Когда он пел, исчезало заикание. Он весь преображался, будто подключался к невидимому живительному источнику, и уже пела красота столетий, лицо будто оживлялось красками, одежды становились древними, то меч, то посох, то скипетр виделись в его руках. Певец во стане русских воинов.
Итак, начинаем. Время.
Да здравствует светоч дня!
Я ноги обую в стремя.
И ты, герой — на коня.
…………………….
Гремят по стране витии,
Высокий поднявши груз.
О Русь! Купина! Россия!
Великий Советский Союз!
Держава на полном сборе.
Хвалынцы и тверяки.
И песни мои в дозоре,
Готовые, как штыки.
Его никак нельзя назвать крестьянским поэтом, хотя множество стихов вроде бы посвящено сельской теме. Крестьянство — это его точка опоры, так же, как фермерство у Фолкнера или Роберта Фроста, как у многих ведущих поэтов западного мира — от Одена до лауреата Нобелевской премии, выходца из островов Вест-Индии Дерека Уолкотта — поэзия соотносится с праосновами своего народа, своей земли.
«Предшественники — это не только поэтические предки, но также часть истории собственной расы», — прямо говорил Уолкотт. В этом смысле Николай Тряпкин куда ближе своей поэзией к ведущим поэтам мировой цивилизации, не забывающим о своих корнях, чем наши прозападные беспочвенные поэты-шестидесятники. Его крестьянство — это та точка опоры, на которой он воздвиг свою поэтическую вселенную. В его крестьянских стихах нет сиюминутности. А часто нет и социальности, они идут от изначальной основы человечества в целом и нашего народа в частности.

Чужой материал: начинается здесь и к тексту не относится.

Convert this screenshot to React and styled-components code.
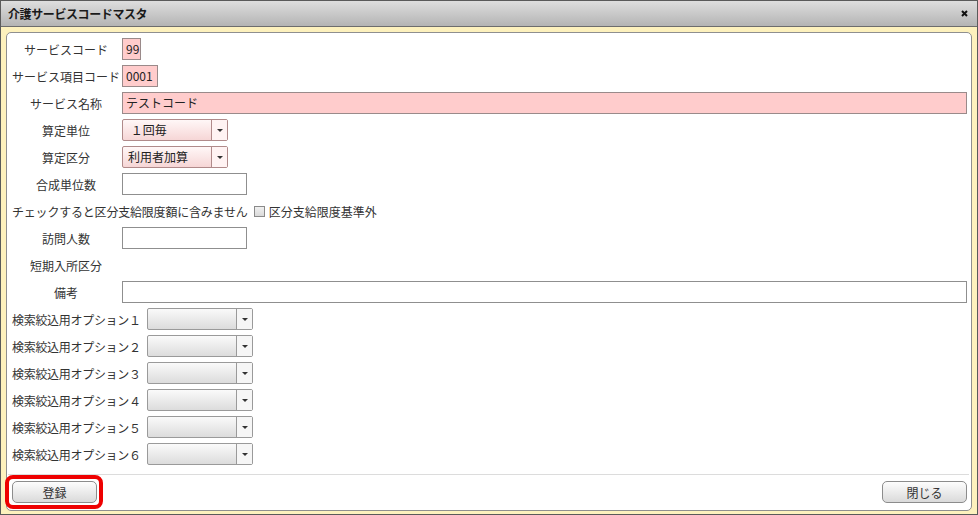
import React from 'react';
import styled, { createGlobalStyle } from 'styled-components';

const GlobalStyle = createGlobalStyle`
  html, body {
    margin: 0;
    padding: 0;
    background: #ffffff;
  }
  body {
    font-family: 'Noto Sans CJK JP', 'Noto Sans', sans-serif;
    font-size: 12px;
    color: #333;
  }
`;

const Window = styled.div`
  width: 978px;
  height: 515px;
  box-sizing: border-box;
  border: 1px solid #5a5a5a;
  display: flex;
  flex-direction: column;
  background: #fdf1bd;
`;

const TitleBar = styled.div`
  height: 25px;
  flex: none;
  display: flex;
  align-items: center;
  justify-content: space-between;
  padding: 0 8px 0 7px;
  background: linear-gradient(#dedede, #b4b4b4);
  border-bottom: 1px solid #6d6d6d;
`;

const Title = styled.span`
  font-weight: bold;
  font-size: 12px;
  color: #1a1a1a;
  letter-spacing: -0.4px;
`;

const CloseIcon = styled.svg`
  width: 7px;
  height: 7px;
  margin-right: 1px;
`;

const Body = styled.div`
  flex: 1;
  display: flex;
  padding: 5px 5px 3px 5px;
`;

const Panel = styled.div`
  flex: 1;
  display: flex;
  flex-direction: column;
  background: #ffffff;
  border: 1px solid #8f8f8f;
  border-radius: 5px;
  padding: 5px 4px 5px 4px;
`;

const Form = styled.div`
  display: flex;
  flex-direction: column;
  gap: 5px;
`;

const Row = styled.div`
  display: flex;
  align-items: center;
  height: 22px;
`;

const Label = styled.span`
  width: 110px;
  margin-right: 1px;
  text-align: center;
  white-space: nowrap;
  color: #333;
`;

const OptionLabel = styled.span`
  width: 135px;
  padding-left: 1px;
  white-space: nowrap;
  letter-spacing: -0.3px;
  color: #333;
`;

const TextBox = styled.div`
  box-sizing: border-box;
  height: 22px;
  width: ${p => p.$w || '125px'};
  flex: ${p => (p.$grow ? 1 : 'none')};
  border: 1px solid ${p => (p.$required ? '#9a8a8a' : '#8f8f8f')};
  background: ${p => (p.$required ? '#ffcccc' : '#ffffff')};
  padding: 0 3px;
  line-height: 20px;
  color: #222;
  font-size: 12px;
  ${p => p.$grow && 'width: auto;'}
`;

const Select = styled.div`
  box-sizing: border-box;
  height: 22px;
  width: ${p => p.$w || '106px'};
  display: flex;
  border: 1px solid ${p => (p.$required ? '#b08a8a' : '#9a9a9a')};
  border-radius: 2px;
  background: ${p =>
    p.$required
      ? 'linear-gradient(#fff7f7, #f6d6d6)'
      : 'linear-gradient(#fafafa, #dcdcdc)'};
`;

const SelectText = styled.span`
  flex: 1;
  padding-left: 5px;
  line-height: 20px;
  color: #222;
  white-space: nowrap;
`;

const SelectArrow = styled.span`
  width: 15px;
  display: flex;
  align-items: center;
  justify-content: center;
  border-left: 1px solid ${p => (p.$required ? '#b08a8a' : '#9a9a9a')};
  background: ${p => (p.$required ? '#fff3f3' : '#f6f6f6')};
  &::after {
    content: '';
    border-left: 3px solid transparent;
    border-right: 3px solid transparent;
    border-top: 3px solid #333;
  }
`;

const CheckText = styled.span`
  padding-left: 1px;
  white-space: nowrap;
  letter-spacing: -0.2px;
  color: #333;
`;

const CheckBox = styled.span`
  width: 9px;
  height: 9px;
  margin: 0 4px 0 6px;
  border: 1px solid #8a8a8a;
  background: linear-gradient(#f0f0f0, #dadada);
`;

const CheckLabel = styled.span`
  white-space: nowrap;
  color: #333;
`;

const Separator = styled.div`
  height: 1px;
  margin: 9px -2px 6px -3px;
  background: #dcdcdc;
`;

const Footer = styled.div`
  display: flex;
  justify-content: space-between;
  padding-left: 1px;
`;

const ButtonWrap = styled.div`
  position: relative;
  &::after {
    content: '';
    position: absolute;
    top: -6px;
    left: -7px;
    right: -6px;
    bottom: -6px;
    border: 4px solid #ee0000;
    border-radius: 8px;
    pointer-events: none;
  }
`;

const Button = styled.button`
  box-sizing: border-box;
  width: ${p => p.$w || '85px'};
  height: 22px;
  padding: 0;
  border: 1px solid #8c8c8c;
  border-radius: 5px;
  background: linear-gradient(#fdfdfd, #dadada);
  font-family: 'Noto Sans CJK JP', 'Noto Sans', sans-serif;
  font-size: 12px;
  color: #333;
`;

const options = ['１', '２', '３', '４', '５', '６'];

const App = () => {
  return (
    <>
      <GlobalStyle />
      <Window>
        <TitleBar>
          <Title>介護サービスコードマスタ</Title>
          <CloseIcon viewBox="0 0 7 7">
            <path d="M1 1 L6 6 M6 1 L1 6" stroke="#111" strokeWidth="2" />
          </CloseIcon>
        </TitleBar>
        <Body>
          <Panel>
            <Form>
              <Row>
                <Label>サービスコード</Label>
                <TextBox $required $w="19px">99</TextBox>
              </Row>
              <Row>
                <Label>サービス項目コード</Label>
                <TextBox $required $w="36px">0001</TextBox>
              </Row>
              <Row>
                <Label>サービス名称</Label>
                <TextBox $required $grow>テストコード</TextBox>
              </Row>
              <Row>
                <Label>算定単位</Label>
                <Select $required>
                  <SelectText>&nbsp;１回毎</SelectText>
                  <SelectArrow $required />
                </Select>
              </Row>
              <Row>
                <Label>算定区分</Label>
                <Select $required>
                  <SelectText>利用者加算</SelectText>
                  <SelectArrow $required />
                </Select>
              </Row>
              <Row>
                <Label>合成単位数</Label>
                <TextBox />
              </Row>
              <Row>
                <CheckText>チェックすると区分支給限度額に含みません</CheckText>
                <CheckBox />
                <CheckLabel>区分支給限度基準外</CheckLabel>
              </Row>
              <Row>
                <Label>訪問人数</Label>
                <TextBox />
              </Row>
              <Row>
                <Label>短期入所区分</Label>
              </Row>
              <Row>
                <Label>備考</Label>
                <TextBox $grow />
              </Row>
              {options.map(n => (
                <Row key={n}>
                  <OptionLabel>検索絞込用オプション{n}</OptionLabel>
                  <Select>
                    <SelectText />
                    <SelectArrow />
                  </Select>
                </Row>
              ))}
            </Form>
            <Separator />
            <Footer>
              <ButtonWrap>
                <Button>登録</Button>
              </ButtonWrap>
              <Button>閉じる</Button>
            </Footer>
          </Panel>
        </Body>
      </Window>
    </>
  );
};

export default App;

Друзья мои! Да что со мной?
Гремят моря, сверкают дымы,
Гуляет космос над избой,
В душе поют легенды Рима.
Или же столь простое и вместе с тем емкое своей философией понимание поэзии как первичного дела человека:
Я вышел оттуда, где знают простейшие вещи,
Где любят стамеску, топор, и лопату, и клещи,
Где плесы не плещут без весел, мостков и причалов,
Я вышел оттуда, где все можно сделать сначала.